Death, then, means the cessation of all those functions, and the physical body then breaks down into the basic chemical components.

What then do we mean by “life after death?” – or, as we now see it, “life after life?”

Once we accept the fact that the personality or the intellect and self-awareness of the person exists outside and beyond the physical body we can begin to comprehend the relationship of existence within and without the physical body.

Perhaps the easiest way to understand this relationship is to fall back on the conventional view that the body is occupied by the spirit or soul and death is the moment that the spirit is released from the vessel that has contained it during earthly existence. Life after life is then merely the continuing existence outside the physical body.

The question then becomes “where” does the spirit exist, and once again, we are handicapped by our language.

Since we are used to identifying a location in terms of the three-dimensional space with which we are most familiar, the concept of “where” is difficult to grasp when it is invisible to our senses.
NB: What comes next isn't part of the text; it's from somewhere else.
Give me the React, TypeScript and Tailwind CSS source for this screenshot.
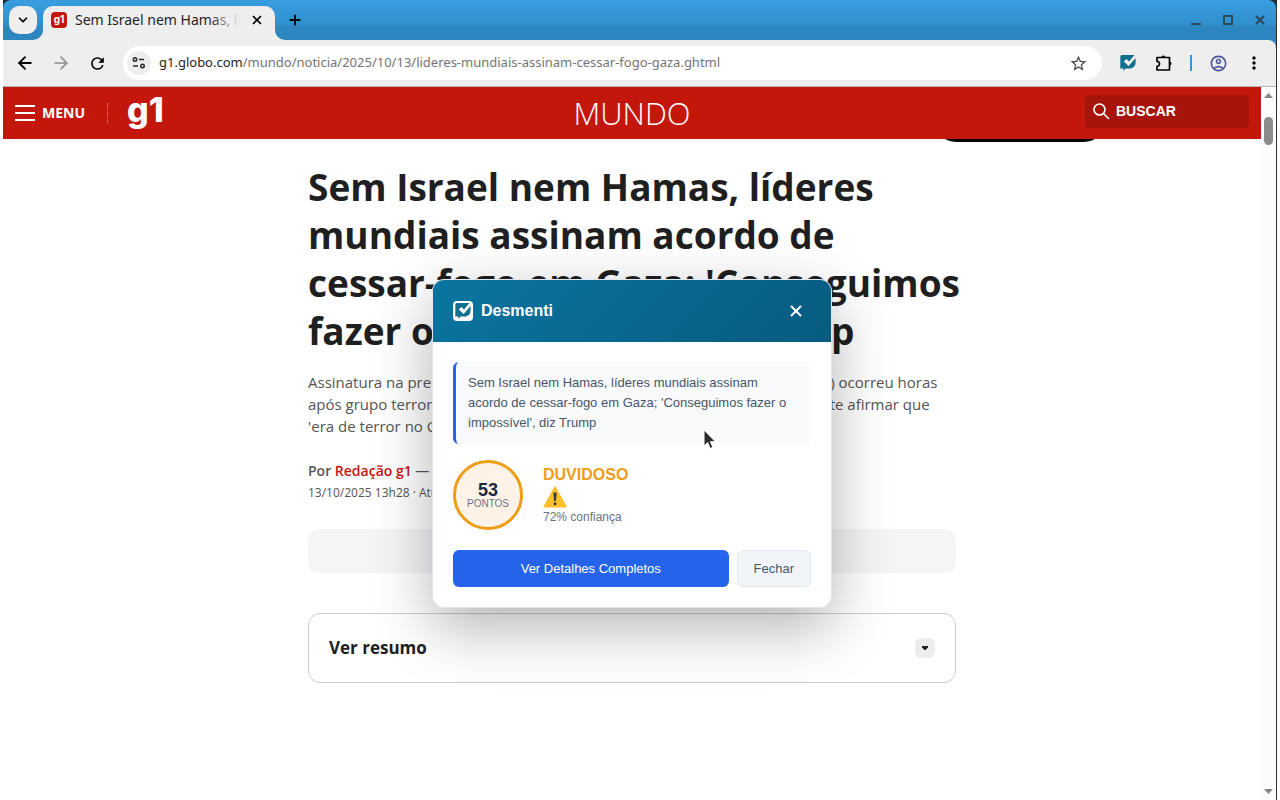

There are narrations of people who have claimed to have died, passed into the next realm and returned to life. While those events usually involve descriptions of brilliant colors, bright lights, or even encounters with those who have passed before, the universal similarity between these accounts is that they all revolve around earthly experiences such as sight and sound.

If the newly released spirit no longer possesses the physical organs of vision and hearing, perhaps the spirit interprets the new experience in terms of the customary sensory inputs of the physical life. Perhaps the freed spirit or soul needs time to adjust to an existence without physical form.

Perhaps spiritual life after physical life exists in a realm or dimension that earthly life cannot experience.

Logic suggests that invisible dimension is where God resides. Maybe the proof of that is the other experience described by those who have died and returned is the feeling of love.